По воскресеньям мы посещали своих слушателей и однажды зашли и в этот дом, так как считали, что его хозяйка особенно заинтересовалась Божественной вестью. Войдя, мы нашли в доме всю семью оживленно беседовавшей с гостем — мужчиной, которого мы не видели раньше. Посчитав, что в данных обстоятельствах наша беседа будет неуместна, мы пошли в другой дом, рассчитывая прийти сюда в более удобное время. Но вы знаете, как написано в Библии: «Проповедуй во время и не во время».
Вечером эта женщина не пришла на собрание. Нас это очень удивило. На следующее утро мой друг разбудил меня, и по его голосу я понял, что произошло нечто ужасное. «Вставай, — кричал он, — вставай, быстрее вставай!» «Что случилось?» — спросил я. «Эта женщина, — кричал он, — она покончила жизнь самоубийством.

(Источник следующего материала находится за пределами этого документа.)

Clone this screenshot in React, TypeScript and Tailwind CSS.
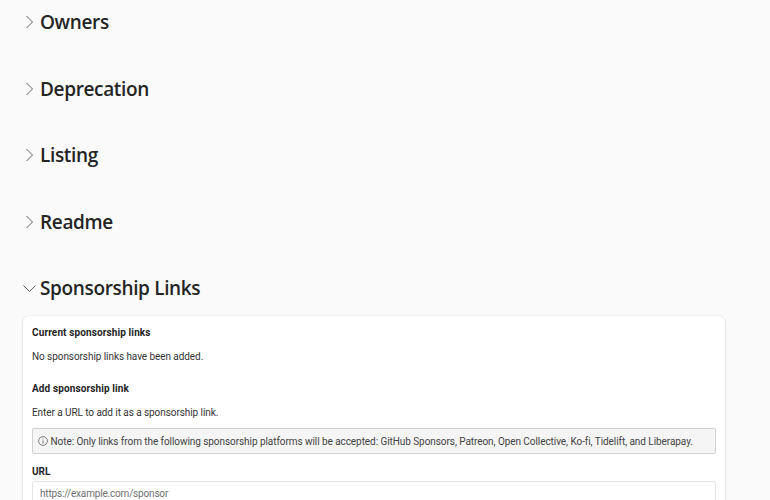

Только что ее вытащили из озера». Первая мысль, ужасная мысль, промелькнувшая в моем мозгу, была: «Ты вчера не говорил с ней о Боге, ты не молился вместе с ней. Ты прошел мимо, а теперь уже поздно!»
Вместе с Кеннетом мы побежали туда, где проводили собрания. Там, позади кафедры, лежала накрытая простыней эта женщина. На кафедре я увидел записку и едва поверил своим глазам, прочитав в ней: «Господин Ричарде, будьте так любезны, скажите проповедь на моих похоронах». Внизу стояла ее подпись.
Позднее, по следам, оставленным этой женщиной на земле, обнаружили, что она сперва хотела зайти в воду, но ее нервы не выдержали, и она не смогла этого сделать. Тогда она забралась на крышу нашего павильончика, который стоял на сваях в воде, и бросилась с него в глубину.
Эта женщина оставила на земле мужа и трех или четырех детей, прекрасный дом и все, что у нее было. Она сама лишила себя жизни. Потом мы узнали, что посетитель, которого мы встретили у нее в доме в тот день, когда прошли мимо и не выполнили своего долга, был давно любимым ею человеком. Каким–то образом его присутствие заставило ее забыть все: свои обязанности перед Богом, перед семьей, перед собой, заставило ее совершить этот ужасный поступок. Конечно, мы не имеем права судить и должны предать ее в руки Судьи Праведного. Никто не сможет понять ее состояние в тот момент: сознавала ли она, что делает? Но одно ясно: наша проповедь уже не достигнет ее, она больше никогда не услышит нашей вести.
Для каждого человека это было бы очень трудным и неприятным заданием — говорить на подобных похоронах. К тому же меня мучила мысль, что я должен теперь, хоронить женщину, которой не смог помочь в час великой нужды. Эта мысль стала невыносимой, когда мне пришлось встретиться с ее мужем и детьми. Но пройдя через все эти испытания, через несколько дней из этого городка вышли уже не робкие юноши, а два проповедника, глубоко проверившие свои сердца, давшие обещание Богу с Его помощью никогда больше не быть виновными в непроповедовании «во время и не во время».
Два кошмарных дня я готовил ту проповедь. Что же мне сказать? Что я мог сказать? С одной стороны, я почти чувствовал себя виновником этой трагедии. Если б мы хотя бы помолились тогда с ней вместе, возможно, все было бы иначе, но мы не сделали этого. На третий день приехала ее мать из Колорадо и привезла с собой проповедника другой церкви. Она сказала, что на похоронах своей дочери не желает слушать какого–то старомодного адвентистского проповедника. Я этому очень обрадовался. Для своей проповеди он взял стих из Откр. 21:1: «и моря уже нет».
Он говорил о море, как о символе разлуки, о том, что придет день, когда разлуки уже не будет. Окончив речь, он подошел ко мне и сказал: «Брат Ричарде, я знаю, что тема проповеди несколько не соответствует этому месту, но что же еще можно было сказать при таком случае, как этот?» Затем он добавил: «Вы, адвентисты, знаете книгу Откровения лучше меня. Пойдемте же на кладбище, помогите мне». На что я ответил: «Нет, вы говорите хорошо, продолжайте и дальше».